Source: CNN

Headlines this week trumpeted the infuriating news that the state of Texas was planning a takeover of the Houston Independent School District, one of the largest and most diverse school populations in the nation, where 90% of students are Black and brown.

State education officials in Austin plan to name a new board to run schools in the district, usurping the authority of local authorities. The move ostensibly is meant to address lagging academic achievement in a school district that has seen a substantial decline in the number of failing schools in recent years.

The takeover is a playbook that is all too familiar to residents of my city of Jackson – Mississippi’s majority Black capital city – which has been battling the hostile takeover of aspects of its local governance for years.

The racist undertones of what’s happening – in Jackson, in Houston and elsewhere around the country – are undeniable and unacceptable. Mississippi’s White leadership – in a state which has the highest percentage of Black citizens in the nation – does whatever it can to ensure that its Black population remains second class citizens.

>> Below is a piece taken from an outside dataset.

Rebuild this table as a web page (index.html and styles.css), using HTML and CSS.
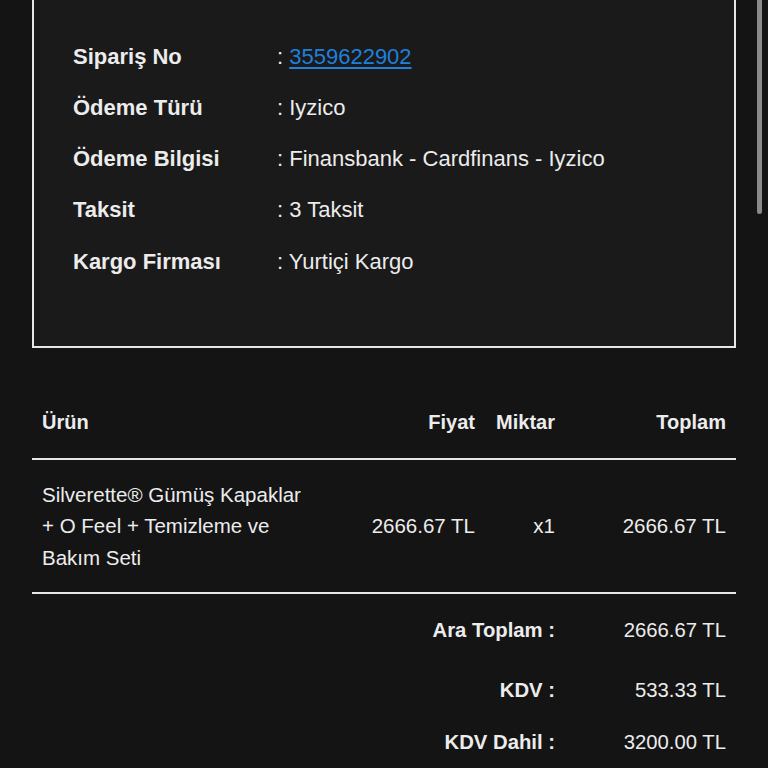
FILE: index.html
```html
<!DOCTYPE html>
<html lang="tr">
<head>
<meta charset="utf-8">
<title>Sipariş Detayı</title>
<link rel="stylesheet" href="styles.css">
</head>
<body>
<div class="page">
  <section class="info-box">
    <div class="info-row"><div class="info-label">Sipariş No</div><div class="info-value">: <a href="#" class="order-link">3559622902</a></div></div>
    <div class="info-row"><div class="info-label">Ödeme Türü</div><div class="info-value">: Iyzico</div></div>
    <div class="info-row"><div class="info-label">Ödeme Bilgisi</div><div class="info-value">: Finansbank - Cardfinans - Iyzico</div></div>
    <div class="info-row"><div class="info-label">Taksit</div><div class="info-value">: 3 Taksit</div></div>
    <div class="info-row"><div class="info-label">Kargo Firması</div><div class="info-value">: Yurtiçi Kargo</div></div>
  </section>

  <table class="items">
    <colgroup>
      <col class="c-product"><col class="c-price"><col class="c-qty"><col class="c-total">
    </colgroup>
    <thead>
      <tr>
        <th class="left">Ürün</th>
        <th class="right">Fiyat</th>
        <th class="right">Miktar</th>
        <th class="right">Toplam</th>
      </tr>
    </thead>
    <tbody>
      <tr>
        <td class="left">Silverette® Gümüş Kapaklar + O Feel + Temizleme ve Bakım Seti</td>
        <td class="right">2666.67 TL</td>
        <td class="right">x1</td>
        <td class="right">2666.67 TL</td>
      </tr>
    </tbody>
  </table>

  <div class="totals">
    <div class="total-row"><div class="total-label">Ara Toplam :</div><div class="total-value">2666.67 TL</div></div>
    <div class="total-row gap"><div class="total-label">KDV :</div><div class="total-value">533.33 TL</div></div>
    <div class="total-row"><div class="total-label">KDV Dahil :</div><div class="total-value">3200.00 TL</div></div>
  </div>
</div>
<div class="scrollbar"></div>
</body>
</html>
```

FILE: styles.css
```css
html, body {
  margin: 0;
  padding: 0;
  background: #141414;
  color: #ececec;
  font-family: "Liberation Sans", Arial, sans-serif;
  overflow: hidden;
}

.page {
  width: 704px;
  margin: 0 0 0 32px;
}

.info-box {
  margin-top: -30px;
  border: 2px solid #e6e6e6;
  background: #1a1a1a;
  padding: 58.5px 39px 59px 39px;
}

.info-row {
  display: grid;
  grid-template-columns: 204px 1fr;
  font-size: 22px;
  line-height: 31.25px;
  padding: 10px 0;
}

.info-label {
  font-weight: bold;
}

.order-link {
  color: #1f80dc;
  text-decoration: underline;
  text-decoration-thickness: 2px;
  text-underline-offset: 3px;
}

.items {
  width: 704px;
  margin-top: 39px;
  border-collapse: collapse;
  table-layout: fixed;
}

.c-product { width: 290px; }
.c-price { width: 163px; }
.c-qty { width: 80px; }
.c-total { width: 171px; }

.items th {
  font-size: 20px;
  font-weight: bold;
  line-height: 31px;
  padding: 20px 10px 20px 10px;
  border-bottom: 2px solid #e6e6e6;
}

.items td {
  font-size: 20.5px;
  line-height: 31.5px;
  padding: 19px 10px;
  border-bottom: 2px solid #e6e6e6;
  vertical-align: middle;
}

.left { text-align: left; }
.right { text-align: right; }

.totals {
  padding-top: 10px;
}

.total-row {
  display: grid;
  grid-template-columns: 533px 171px;
  font-size: 20.3px;
  line-height: 31px;
  padding: 10.5px 0;
}

.total-row.gap {
  margin-top: 8px;
}

.total-label {
  font-weight: bold;
  text-align: right;
  padding-right: 10px;
}

.total-value {
  text-align: right;
  padding-right: 10px;
}

.scrollbar {
  position: fixed;
  top: 0;
  left: 757px;
  width: 5px;
  height: 214px;
  background: #8a8a8a;
  border-radius: 0 0 3px 3px;
}
```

Last month, the Mississippi House reestablished a racist precedent from a seemingly bygone era with the passage of HB 1020. The intent behind this legislation was to create a separate, unelected court system and expanded police force on the people who live in Jackson.

Republicans’ overwhelming majorities in Mississippi’s state legislature give them the ability to ram through racist legislation against which Democrats – who represent a majority of Black Mississippians – have no recourse. It’s the opposite of what democracy is supposed to be about.

Water is another weapon that has been wielded against Black people in Mississippi. For decades, residents of the capital city Jackson, where 83% of the population is Black, have had to contend with a tainted water supply the Environmental Protection Agency (EPA) determined could become a breeding ground for E. coli and other pathogens.

The problem became even worse in February 2021, when late winter storms damaged the city’s aging, deteriorating water system, leaving much of the city under a boil water alert. Some residents were left without any running water at all.

But the problem is both systemic and institutional: For years, the state underinvested in Jackson’s basic water infrastructure, turning a blind eye to the water system failures and elevated levels of toxins such as lead, failing to provide even basic maintenance for infrastructure relied upon by Black parents to bathe their babies and tapped by the mostly Black schools for their drinking fountains.

The reaction from our state leadership, including from Mississippi Gov. Tate Reeves, has been to blame the victim, pointing a finger back at Jackson for alleged mismanagement of a water system state officials never adequately funded.

Eventually, in late 2022, the EPA stepped in, launching a probe of Mississippi’s discriminatory water practices. But the state’s White leadership once again stood in the way of efforts to improve the lives of its Black citizens. The state Senate last month passed legislation – SB 2889 – putting Jackson’s water under state control and siphoning away millions of dollars in new federal funding to help fix the failing water infrastructure. Once again, the White, Republican-run state government has gone out of its way to try to dispossess Jackson’s Black residents.

And now, with the passage of this legislation imposing a ruling power over predominantly Black Jackson Republicans in the Mississippi House of Representatives sent a clear message: The tenet of self-governance that our democracy was built on does not apply to Black people.

The Biden administration can take action to reverse this brazen and highhanded action and can send a message that it will protect democratic governance for people of color who happen to reside in states where they are not in the political majority.

To do so, though, it must set a new precedent for federal oversight over states that systematically wield state power to violate civil rights. Through the enforcement of civil rights and federal nondiscrimination statutes as a condition of distributing federal aid to Mississippi, the Biden administration must continue its work to make Jackson whole.

And it must be equally aggressive in halting the abuses in other states – such as Texas, Louisiana, Florida and Oklahoma – which have also taken a variety of steps to put controls on communities of color.

Congress also has a role to play. It significantly subsidizes states like Mississippi. In my home state and elsewhere, Congress and the President should leverage the upcoming budget debate as a way to strengthen civil rights laws in the states as a requirement for states to access federal programs.

For every dollar Mississippi pays in federal taxes, it receives $2.53 in federal aid, making it the third-most dependent state on the federal government. That gives the US government massive leverage over the state government. Yet, that federal infrastructure funds and other resources flow to states that are actively working to defund the basic needs of Black and brown communities and minimize their political power is criminal.

Racism is deeply enmeshed in the fabric of Mississippi’s culture. When you attempt to disrupt it, you’ll be met with resistance. One step forward isn’t progress, because it will always be met with three, four, five or more steps back. That is, sadly, very much the case as well in other southern states which seem to be adopting Mississippi’s despicable playbook.

The Biden administration can no longer subsidize policymakers, like Mississippi Gov. Tate Reeves and our state legislators, as they enact clearly racist policies.

State actions to suppress the rights of communities of color must not be tolerated in my state, or anywhere else. The federal government must continue to take aggressive action when the White leadership of any state stands in the way of improving the lives of their most vulnerable citizens.